Donner envie aux Français de travailler
Au milieu des débats, une convergence d’opinion s’est créée sur un point : la nécessité de donner envie aux Français de travailler, en rendant l’activité professionnelle plus rentable que l’héritage ou la rente. Si augmenter les taxes sur les droits de succession a par exemple été évoqué, les autres intervenants se sont accordés sur la nécessité de soutenir les actifs.
Selon Michel Picon : « Nous ne sommes pas une filiale du MEDEF ! Même si nous partageons quelques valeurs communes, nous ne servirons pas de chair à canon pour les intérêts des autres. »
D’après Jean-Christophe Repon : « Aujourd’hui, travailler ne rapporte plus autant qu’avant. Il faut que le travail paye plus et que les jeunes puissent voir qu’il y a une voie pour eux. Il faut trouver des solutions pour améliorer l’activité : si nous donnons plus de pouvoir d’achat aux salariés, cela se répercutera pour tout le monde ! »
Enfin, Dominique Anract rappelle que « c’est le manque à gagner qui fait que les jeunes veulent de moins en moins travailler dans certains métiers. Ils ont besoin de gagner leur vie dignement, non seulement pour subvenir aux besoins du quotidien, mais aussi pour s’installer. Il faut des propositions en ce sens ! »
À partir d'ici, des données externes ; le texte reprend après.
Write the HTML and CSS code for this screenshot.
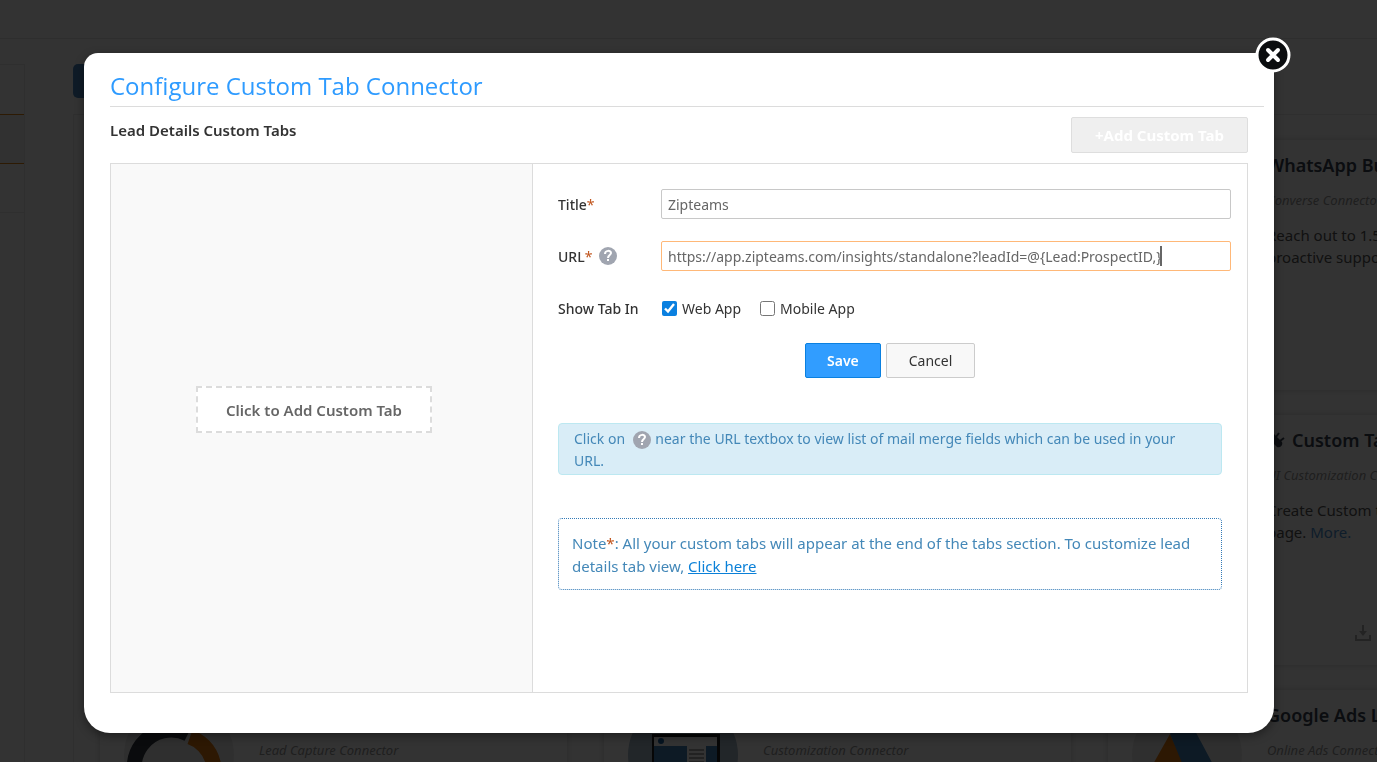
FILE: index.html
```html
<!DOCTYPE html>
<html lang="en">
<head>
    <meta charset="UTF-8" />
    <meta name="viewport" content="width=device-width, initial-scale=1.0" />
    <title>Configure Custom Tab Connector</title>
    <link rel="stylesheet" href="styles.css">
</head>
<body>

<div class="page">
    <header class="topbar"></header>
    <div class="layout">
        <nav class="sidebar">
            <div class="side-item"></div>
            <div class="side-item active"></div>
            <div class="side-item last"></div>
        </nav>
        <main class="content">
            <div class="tab-pill"></div>
            <section class="cards">
                <article class="card"></article>
                <article class="card"></article>
                <article class="card">
                    <div class="card-icon"></div>
                    <div class="card-text">
                        <h3>WhatsApp Business</h3>
                        <p class="kind">Converse Connector</p>
                        <p class="desc">Reach out to 1.5 billion users<br>proactive support.</p>
                    </div>
                </article>

                <article class="card"></article>
                <article class="card"></article>
                <article class="card">
                    <div class="card-icon"></div>
                    <div class="card-text">
                        <h3>
                            <svg class="plug" viewBox="0 0 18 18"><path d="M2 8l8 8c4 1 6-2 5-5L7 3z" fill="#38424f"/><path d="M9 6l3-4M13 10l4-3M5 13l-4 4" stroke="#38424f" stroke-width="2"/></svg>
                            Custom Tab
                        </h3>
                        <p class="kind">UI Customization Connector</p>
                        <p class="desc">Create Custom tabs on lead details<br>page. <a href="#">More.</a></p>
                        <svg class="download" viewBox="0 0 16 16"><path d="M1 10v5h14v-5M8 0v8" fill="none" stroke="#b0b0b0" stroke-width="2"/><path d="M4 6h8l-4 5z" fill="#b0b0b0"/></svg>
                    </div>
                </article>

                <article class="card">
                    <svg class="card-icon" viewBox="0 0 110 110">
                        <path d="M20 92A37 37 0 0 1 64 34" fill="none" stroke="#333a42" stroke-width="15"/>
                        <path d="M66 37A36 36 0 0 1 80 96" fill="none" stroke="#e07810" stroke-width="15"/>
                    </svg>
                    <div class="card-text">
                        <h3>Lead Capture</h3>
                        <p class="kind">Lead Capture Connector</p>
                    </div>
                </article>
                <article class="card">
                    <svg class="card-icon blue" viewBox="0 0 110 110">
                        <rect x="24" y="34" width="68" height="50" fill="#222"/>
                        <rect x="26" y="37" width="63" height="9" fill="#fff"/>
                        <circle cx="33" cy="41" r="3" fill="#1d5f9f"/>
                        <rect x="26" y="46" width="63" height="34" fill="#4080b8"/>
                        <rect x="59" y="46" width="19" height="34" fill="#fff"/>
                        <path d="M61 50h15M61 54h15M61 58h15M61 62h15" stroke="#aaa" stroke-width="2"/>
                    </svg>
                    <div class="card-text">
                        <h3>Customization</h3>
                        <p class="kind">Customization Connector</p>
                    </div>
                </article>
                <article class="card">
                    <svg class="card-icon" viewBox="0 0 110 110">
                        <path d="M38 34L20 66a15 15 0 0 0 26 15L53 66z" fill="#e07810"/>
                        <path d="M38 34L44 25h16L84 70a15 15 0 0 1-26 12z" fill="#4080b8"/>
                    </svg>
                    <div class="card-text">
                        <h3>Google Ads Lead</h3>
                        <p class="kind">Online Ads Connector</p>
                    </div>
                </article>
            </section>
        </main>
    </div>
</div>

<div class="overlay"></div>

<div class="modal" role="dialog" aria-labelledby="modalTitle">
    <button class="close" type="button" aria-label="Close">
        <svg viewBox="0 0 36 36">
            <circle cx="18" cy="18" r="16" fill="#0b0d0f" stroke="#fff" stroke-width="3"/>
            <path d="M13 13l10 10M23 13L13 23" stroke="#fff" stroke-width="4" stroke-linecap="round"/>
        </svg>
    </button>

    <h1 id="modalTitle">Configure Custom Tab Connector</h1>

    <div class="modal-body">
        <div class="toolbar">
            <h2>Lead Details Custom Tabs</h2>
            <button class="btn add" type="button" disabled>+Add Custom Tab</button>
        </div>

        <div class="panel">
            <div class="tab-list">
                <button class="add-tab" type="button">Click to Add Custom Tab</button>
            </div>

            <form class="tab-form" onsubmit="event.preventDefault();">
                <div class="row">
                    <label class="name" for="title">Title<span class="req">*</span></label>
                    <div class="field"><input type="text" id="title" value="Zipteams" /></div>
                </div>
                <div class="row">
                    <label class="name" for="url">URL<span class="req">*</span>
                        <svg class="help" viewBox="0 0 20 20"><circle cx="10" cy="10" r="9" fill="#a0a5b0"/><path d="M7 8c0-4 6-4 6-1 0 2-3 2-3 5M10 13v2" fill="none" stroke="#fff" stroke-width="2"/></svg>
                    </label>
                    <div class="field focused"><input type="text" id="url" value="https://app.zipteams.com/insights/standalone?leadId=@{Lead:ProspectID,}" /><span class="caret"></span></div>
                </div>
                <div class="row">
                    <span class="name">Show Tab In</span>
                    <div class="checks">
                        <input type="checkbox" id="web" checked /><label for="web">Web App</label>
                        <input type="checkbox" id="mobile" /><label for="mobile">Mobile App</label>
                    </div>
                </div>
                <div class="actions">
                    <button class="btn save" type="submit">Save</button>
                    <button class="btn cancel" type="button">Cancel</button>
                </div>

                <p class="info">Click on <svg class="help" viewBox="0 0 20 20"><circle cx="10" cy="10" r="9" fill="#a0a5b0"/><path d="M7 8c0-4 6-4 6-1 0 2-3 2-3 5M10 13v2" fill="none" stroke="#fff" stroke-width="2"/></svg> near the URL textbox to view list of mail merge fields which can be used in your URL.</p>

                <p class="note">Note<span class="req">*</span>: All your custom tabs will appear at the end of the tabs section. To customize lead details tab view, <a href="#">Click here</a></p>
            </form>
        </div>
    </div>
</div>

</body>
</html>
```
FILE: styles.css
```css
* { box-sizing: border-box; }
body {
    margin: 0; height: 100vh; overflow: hidden; background: #fff; color: #333;
    font-family: 'Noto Sans', 'Open Sans', sans-serif; font-size: 14px;
}
h1, h2, h3, p { margin: 0; }
button, input { font: inherit; color: inherit; }

/* page behind the dialog */
.page { height: 100vh; overflow: hidden; }
.topbar { height: 39px; border-bottom: 1px solid #e4e4e4; }
.layout { display: flex; gap: 48px; padding-top: 25px; }
.sidebar { flex: 0 0 25px; border: 1px solid #e8e8e8; border-left: 0; }
.side-item { height: 49px; }
.side-item.active {
    height: 50px; background: #f6f6f6;
    border-top: 1px solid #e08010; border-bottom: 1px solid #e08010;
}
.side-item.last { border-bottom: 1px solid #e8e8e8; }
.content { flex: 1; min-width: 0; }
.tab-pill { width: 120px; height: 34px; background: #4a88c0; border-radius: 5px; }
.cards {
    display: grid; grid-template-columns: repeat(3, 467px); gap: 25px 37px;
    margin-top: 16px; padding: 25px 26px; border: 1px solid #e8e8e8; width: 1600px;
}
.card {
    display: flex; gap: 25px; height: 250px; padding: 10px 24px;
    border-radius: 3px; box-shadow: 0 0 7px rgba(0,0,0,.18);
}
.card-icon {
    flex: 0 0 110px; height: 110px; background: #ececec; border-radius: 50%;
}
.card-icon.blue { background: #a8bccc; }
.card-text { flex: 1; display: flex; flex-direction: column; white-space: nowrap; }
.card h3 {
    display: flex; align-items: center; gap: 7px;
    font-size: 18px; line-height: 30px; font-weight: 600; color: #38424f;
}
.plug { width: 18px; height: 18px; }
.kind { margin-top: 10px; font-size: 13px; line-height: 20px; font-style: italic; color: #999; }
.desc { margin-top: 14px; font-size: 15px; line-height: 22px; color: #555; }
.desc a { color: #4a90d0; text-decoration: none; }
.download { width: 16px; height: 16px; margin: 82px 0 0 88px; }

.overlay { position: fixed; inset: 0; background: rgba(0,0,0,.8); }

/* dialog */
.modal {
    position: absolute; top: 53px; left: 84px; right: 103px;
    padding: 16px 10px 40px 26px; background: #fff;
    border-radius: 14px 14px 26px 26px;
    box-shadow: 0 3px 10px rgba(0,0,0,.4);
}
.close {
    position: absolute; top: -16px; right: -17px; width: 36px; height: 36px;
    padding: 0; border: 0; background: none; cursor: pointer;
}
.close svg { display: block; }
.modal h1 {
    padding-bottom: 3px; border-bottom: 1px solid #dcdcdc;
    font-family: 'Open Sans', sans-serif;
    font-size: 24px; line-height: 34px; font-weight: 400; color: #2e9bff;
}
.modal-body { padding: 10px 16px 0 0; }
.toolbar { display: flex; justify-content: space-between; align-items: flex-start; }
.toolbar h2 { font-size: 15px; line-height: 26px; font-weight: 600; }
.btn {
    height: 35px; padding: 0 21px; border: 1px solid #ccc; border-radius: 2px;
    font-size: 14px; cursor: pointer;
}
.btn.add {
    height: 36px; padding: 0 23px; background: #efefef; border-color: #dedede;
    color: #fff; font-size: 15px; font-weight: 700;
}
.btn.save { background: #319dff; border-color: #0a80e0; color: #fff; font-weight: 600; }
.btn.cancel { padding: 0 22px; background: #f8f8f8; }

.panel { display: flex; min-height: 530px; margin-top: 10px; border: 1px solid #dcdcdc; }
.tab-list {
    flex: 0 0 422px; padding: 222px 0 0 85px;
    background: #f9f9f9; border-right: 1px solid #dcdcdc;
}
.add-tab {
    height: 47px; padding: 0 28px; background: #fff; border: 2px dashed #dcdcdc;
    font-size: 15px; font-weight: 600; color: #666; cursor: pointer;
}
.tab-form { flex: 1; min-width: 0; padding: 25px 16px 0 25px; }
.row { display: flex; align-items: center; height: 30px; margin-bottom: 22px; }
.name { display: flex; align-items: center; flex: 0 0 103px; font-weight: 500; }
.req { color: #c0541c; font-weight: 400; }
.help { width: 20px; height: 20px; }
.name .help { margin-left: 6px; }
.field {
    flex: 1; display: flex; align-items: center; height: 30px; padding: 0 6px;
    border: 1px solid #c8c8c8; border-radius: 2px; color: #666;
}
.field input { flex: 1; min-width: 0; padding: 0; border: 0; outline: 0; background: none; }
.field.focused { border-color: #ffb878; }
.field.focused input { flex: 0 1 auto; field-sizing: content; }
.caret { width: 2px; height: 20px; margin-left: -2px; background: #666; }
.checks { display: flex; align-items: center; }
.checks input { width: 15px; height: 15px; margin: 0 5px 0 1px; accent-color: #0a80e0; }
.checks label { margin-right: 18px; }
.actions { display: flex; gap: 5px; padding-left: 247px; margin-top: -2px; }
.info {
    margin: 45px 9px 0 0; padding: 4px 15px 2px; line-height: 22px;
    background: #d9edf7; border: 1px solid #bce8f1; border-radius: 4px; color: #4488b8;
}
.info .help { vertical-align: -4px; margin: -2px 0 -2px 3px; }
.note {
    margin: 43px 9px 0 0; padding: 13px 13px 11px; font-size: 15px; line-height: 23px;
    border: 1px dotted #337ab7; border-radius: 4px; color: #4488b8;
}
.note a { color: #0a80d8; }
```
Enfin, François Hommeril rappelle : « J’ai vu la société Pechiney (aujourd’hui Rio Tinto Alcan) sombrer car les dirigeants ne pensaient qu’à réduire les coûts pour augmenter les bénéfices de leurs actionnaires au lieu de faire de la stratégie. Diminuer les dépenses c’est bien, mais le faire en respectant le métier c’est mieux ! »
*L’U2P est constituée de la CAPEB (artisanat du bâtiment), la CGAD (alimentation en détails et hôtellerie-restauration), la CNAMS (artisanat de la fabrication et des services), l’UNAPL (professions libérales) et la CNATP (artisanat des travaux publics et du paysage).